Doon Group of Institute is situated in Shyampur at 9th Milestone on the Haridwar-Rishikesh highway. The campus is easily accessible by public transport and is a mere 15 minute drive from downtown Rishikesh/ Haridwar and just under an hour from Dehra Dun.
The holy town of Rishikesh has the eminence of being the International capital of Yoga and meditation. Located in the foothills of the Himalayas on the banks of the River Ganges, Rishikesh is dotted with a number of ancient temples, ashrams and world renowned yoga and meditation centres. Not only devotees, but travellers from all parts of the world flock to the sacred town for a deeper understanding of meditation.
At the ashrams in Rishikesh, visitors can attend lectures and courses offered by celebrated yoga and meditation experts. Apart from Hindu shrines, the town of Rishikesh also invites adventure lovers from all around. It is also the ideal gateway for a pilgrim chardham yatra, that includes travelling to Yamunotri, Gangotri, Badrinath and Kedarnath.
Rishikesh Ganga Aarti
Evening in Rishikesh are for sitting by the Ganges and while away your time. Later in the evening, you headed towards Parmarth Niketan Ashram to witness the daily evening ritual of Ganga Aarti. The aarti is a pleasant ritual of worshipping the Ganga. Around 50-100 people visit the aarti on any day. You have witnessed Ganga Aarati in other places like Haridwar and Varanasi too, but they are a crowded noisy ritual with loud screaming speakers, people troubling you to make donations or hawkers trying to sell something highly overpriced. The Aarti at Rishikesh is a contrast to it, held in a small place with a few people and is a relatively quite affair. You can sit quietly in a corner and witness the ritual or join the crowds singing Bhajans with them.
The Aarti happens at a very picturesque place on the banks of Ganga, in front of a Shiva statue built on the river. You see some activity beginning at the riverbank around 5pm. People start cleaning up the area, lay carpets in preparation for the aarati. A few people are seen selling deep or diya - a flower bowl with a wick lamp to be floated down the river during the Aarti after prayers.Terivani Ghat Ganga Aarti. It starts at 5.30pm, with children studying Veda, the Bhajan singers and the performers walking into the ghat in front of Parmarth Niketan. It begins with Bhajans and prayers for Gangaji and Shiva.

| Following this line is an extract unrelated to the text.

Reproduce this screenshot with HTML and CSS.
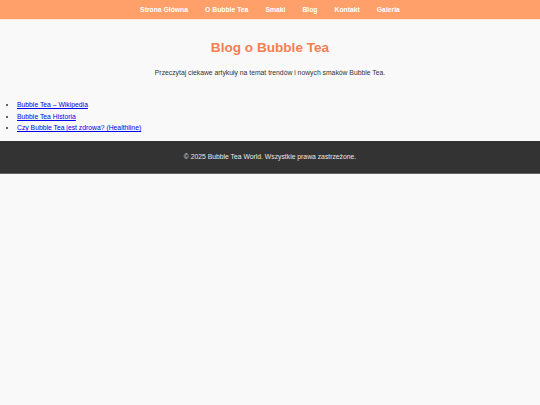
FILE: index.html
```html
<!DOCTYPE html>
<html lang="pl">
<head>
<meta charset="utf-8">
<title>Blog o Bubble Tea</title>
<link rel="stylesheet" href="styles.css">
</head>
<body>
<nav class="topnav">
  <a href="#">Strona Główna</a>
  <a href="#">O Bubble Tea</a>
  <a href="#">Smaki</a>
  <a href="#">Blog</a>
  <a href="#">Kontakt</a>
  <a href="#">Galeria</a>
</nav>
<section class="intro">
  <h1 class="title">Blog o Bubble Tea</h1>
  <p class="lead">Przeczytaj ciekawe artykuły na temat trendów i nowych smaków Bubble Tea.</p>
</section>
<ul class="links">
  <li><a href="#">Bubble Tea – Wikipedia</a></li>
  <li><a href="#">Bubble Tea Historia</a></li>
  <li><a href="#">Czy Bubble Tea jest zdrowa? (Healthline)</a></li>
</ul>
<footer class="footer">© 2025 Bubble Tea World. Wszystkie prawa zastrzeżone.</footer>
</body>
</html>
```
FILE: styles.css
```css
html, body {
  margin: 0;
  padding: 0;
}
body {
  background: #f9f9f9;
  font-family: "Liberation Sans", Arial, sans-serif;
  font-size: 6.8px;
  color: #333;
}
.topnav {
  height: 19px;
  background: #ffa06a;
  display: flex;
  justify-content: center;
  align-items: center;
  gap: 17px;
  border-bottom: 1px solid #ffe6d8;
}
.topnav a {
  color: #fff;
  text-decoration: none;
  font-weight: bold;
}
.intro {
  text-align: center;
  padding-top: 20px;
}
.title {
  margin: 0;
  font-size: 13.6px;
  line-height: 16px;
  color: #f77e52;
}
.lead {
  margin: 13px 0 0;
  line-height: 8px;
}
.links {
  margin: 22px 0 0;
  padding-left: 17px;
  line-height: 11.5px;
}
.links a {
  color: #0000ee;
}
.footer {
  margin-top: 7px;
  background: #333;
  color: #e8e8e8;
  text-align: center;
  height: 32px;
  line-height: 32px;
  border-bottom: 1px solid #666;
}
```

It is interesting to watch the children as the ritual progresses. They look bright and alive in their saffron robes. Some of them appear oblivious of the whole thing and drift into their own world. A few start a conversation within themselves. Some continue singing the Bhajans with an uninterested face and a few are motionless, just sitting there or staring blankly. There are some who are completely immersed in the Bhajans and join everyone with full enthusiasm, singing and clapping loudly with the rhythm. As the sun sets and it gets slightly darker, the Shiva statue is lighted up and it looks beautiful. The Aarti continues with lamps in various shapes and sizes lighted up, and passed on from people to people.